Nun ist unsere Mission in Faro beendet und wir fahren zurück auf den Robert Campbell Highway. Ab Faro hat er wieder vermehrt asphaltierte Streckenabschnitte. Unser Tagesziel ist der Little Salmon Lake, an dem es mehrere Campgrounds gibt.
Am Little Salmon Lake liegen gleich zwei Campgrounds. Wir erreichen zuerst den am Drury Creek, der sich am östlichen Ende befindet. Er ist uns sehr genehm und wir finden einen Platz direkt am Wasser und in etwas separater Lage. Ganz leer ist er nicht, aber unmittelbare Nachbarn haben wir nicht. Es steht auch ein Pickup mit Bootsanhänger in der Nähe eines Bootslaunch am Wasser. Wahrscheinlich sind auch hier Jäger mit einem Boot rausgefahren.
Es ist ein freundlicher Nachmittag und ein malerischer See, sodass wir es uns im Freien gemütlich machen und auch mit der Kamera in der Gegend herumsteifen. Das Herbstlaub erscheint im Sonnenlicht wiedermal wie Gold.
Hinter unserem Stellplatz befindet sich gleich die Mündung des Drury Creek in den See. Auch hier haben die Wellen des Sees im Kampf mit dem einströmenden Wasser des Baches eine Sandbank entstehen lassen, die dem Drury Creek eine kleine Lagune beschert.
Da ein kühles Lüftchen frisch vom See herüberweht, kann man ordentlich Holz hacken, ohne ins Schwitzen zu kommen. Die untergehende Sonne und die Abendstimmung am See sind malerisch Am Feuer bei einem Bierchen nach dem Abendbrot vergeht die Zeit schnell und die Dämmerung legt sich über den See. Wir schauen der versinkenden Sonne hinterher und werden mit zunehmender Dunkelheit sensibler für die Geräusche des Waldes. Von der gegenüberliegenden Seite des Sees dringt ein langanhaltendes Heulen herüber. Es wiederholt sich mehrfach und wir sind uns am Ende ziemlich Sicher, dass es Wölfe sind.
Vor Wölfen an der anderen Seite des Sees sind wir natürlich absolut sicher. Aber wer weiß, was direkt hinter uns im Dickicht so alles herum streunt. Natürlich stellen wir auch wieder die Kamera für eine Timelapse-Serie auf und beobachten den Nachthimmel unmittelbar vom Ufer aus. Leider ist unsere Hauptblickrichtung nach Süden, über den See gerichtet. Allerdings ist der Blick in Richtung Ost und West entlang des Ufers ebenfalls recht offen. Das genügt in diesen hohen Breiten, den bei entsprechender Intensität spannt die Aurora einen Bogen von Ost nach West über das ganze Firmament.
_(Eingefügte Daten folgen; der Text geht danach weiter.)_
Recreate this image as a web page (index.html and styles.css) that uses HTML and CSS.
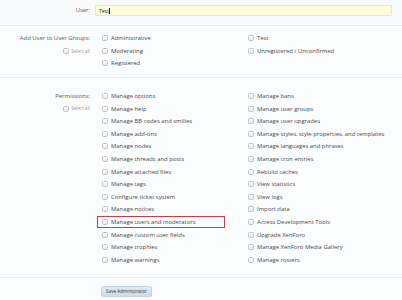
FILE: index.html
```html
<!DOCTYPE html>
<html lang="en">
<head>
  <meta charset="UTF-8" />
  <title>Add Administrator</title>
  <link rel="stylesheet" href="styles.css">
</head>
<body>

<form class="admin-form">
  <!-- Пользователь -->
  <div class="form-row row-user">
    <div class="row-label">User:</div>
    <div class="row-input">
      <div class="text-input">Test<span class="caret"></span></div>
    </div>
  </div>

  <!-- Группы -->
  <div class="form-row row-groups">
    <div class="row-label">
      <div>Add User to User Groups:</div>
      <div class="select-all"><span class="check"></span>Select all</div>
    </div>
    <ul class="options">
      <li><span class="check"></span>Administrative</li>
      <li><span class="check"></span>Test</li>
      <li><span class="check"></span>Moderating</li>
      <li><span class="check"></span>Unregistered / Unconfirmed</li>
      <li><span class="check"></span>Registered</li>
    </ul>
  </div>

  <!-- Права -->
  <div class="form-row row-perms">
    <div class="row-label">
      <div>Permissions:</div>
      <div class="select-all"><span class="check"></span>Select all</div>
    </div>
    <ul class="options">
      <li><span class="check"></span>Manage options</li>
      <li><span class="check"></span>Manage bans</li>
      <li><span class="check"></span>Manage help</li>
      <li><span class="check"></span>Manage user groups</li>
      <li><span class="check"></span>Manage BB codes and smilies</li>
      <li><span class="check"></span>Manage user upgrades</li>
      <li><span class="check"></span>Manage add-ons</li>
      <li><span class="check"></span>Manage styles, style properties, and templates</li>
      <li><span class="check"></span>Manage nodes</li>
      <li><span class="check"></span>Manage languages and phrases</li>
      <li><span class="check"></span>Manage threads and posts</li>
      <li><span class="check"></span>Manage cron entries</li>
      <li><span class="check"></span>Manage attached files</li>
      <li><span class="check"></span>Rebuild caches</li>
      <li><span class="check"></span>Manage tags</li>
      <li><span class="check"></span>View statistics</li>
      <li><span class="check"></span>Configure ticket system</li>
      <li><span class="check"></span>View logs</li>
      <li><span class="check"></span>Manage notices</li>
      <li><span class="check"></span>Import data</li>
      <li class="marked"><span class="check"></span>Manage users and moderators</li>
      <li><span class="check"></span>Access Development Tools</li>
      <li><span class="check"></span>Manage custom user fields</li>
      <li><span class="check"></span>Upgrade XenForo</li>
      <li><span class="check"></span>Manage trophies</li>
      <li><span class="check"></span>Manage XenForo Media Gallery</li>
      <li><span class="check"></span>Manage warnings</li>
      <li><span class="check"></span>Manage rosters</li>
    </ul>
  </div>

  <div class="form-submit">
    <button type="button" class="btn">Save Administrator</button>
  </div>
</form>

</body>
</html>
```

FILE: styles.css
```css
* {
  margin: 0;
  padding: 0;
  box-sizing: border-box;
}

body {
  font-family: 'Open Sans', sans-serif;
  font-size: 5.9px;
  color: #4a4a4a;
  background-color: #fbfcfd;
}

/* Строки формы */
.form-row {
  display: flex;
  border-bottom: 1px solid #e6edf3;
}

.row-label {
  width: 95px;
  flex: none;
  text-align: right;
  padding-right: 5px;
  color: #5a5a5a;
  line-height: 12.6px;
}

.row-user {
  padding: 5px 0 9px;
  background: #f8fafc;
}

.row-user .row-label {
  line-height: 11px;
}

.row-input {
  flex: 1;
  padding-right: 10px;
}

.text-input {
  height: 11px;
  line-height: 10px;
  padding-left: 3px;
  background: #fefed8;
  border: 1px solid #e3e6d8;
  border-radius: 1px;
  color: #222;
  font-size: 5px;
}

.caret {
  display: inline-block;
  width: 1px;
  height: 6px;
  background: #222;
  vertical-align: -1px;
}

.row-groups {
  padding: 6px 0 7px;
}

.row-perms {
  padding: 12px 0 10.5px;
}

.select-all {
  font-size: 4.6px;
  color: #999;
  display: flex;
  justify-content: flex-end;
  align-items: center;
  height: 12.6px;
}

.select-all .check {
  margin-right: 2px;
}

/* Варианты */
.options {
  list-style: none;
  display: grid;
  grid-template-columns: 146px 1fr;
  padding-left: 7px;
  flex: 1;
}

.options li {
  display: flex;
  align-items: center;
  height: 12.6px;
  white-space: nowrap;
}

.check {
  display: inline-block;
  width: 6px;
  height: 6px;
  border: 1px solid #c3c3c3;
  border-radius: 1.5px;
  background: linear-gradient(#ffffff, #e9e9e9);
  margin-right: 3px;
  flex: none;
}

.options li.marked {
  margin-left: -5px;
  padding-left: 4px;
  width: 128px;
  height: 12px;
  margin-top: 0.3px;
  margin-bottom: 0.3px;
  border: 1px solid #d9383c;
}

/* Кнопка */
.form-submit {
  padding: 8px 0 0 101px;
}

.btn {
  font-family: 'Open Sans', sans-serif;
  font-size: 4.6px;
  color: #333;
  height: 11px;
  width: 51px;
  border: 1px solid #c5d3e2;
  border-radius: 2px;
  background: linear-gradient(#e3ecf6, #cddbeb);
}
```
Nur wenn sie sehr schwach ist, bildet sich der Bogen entsprechend tiefer und weiter nördlich aus - zumindest südlicher vom Polarkreis. Doch heute abend scheinen die Nordlichter stark genug zu sein für großes Kino. Sie beginnen schwach im Osten, wohin wir auch die Kamera ausgerichtet haben und werden zunehmend stärker.
Später überspannen sie tatsächlich den ganzen Himmel und wir richten vor dem Schlafengehen das Objektiv nach Westen aus, mit Blick auf das Wohnmobil, welches vom Vollmond nun intensiv angeleuchtet wird. Damit ist auch dieser Tag zuende.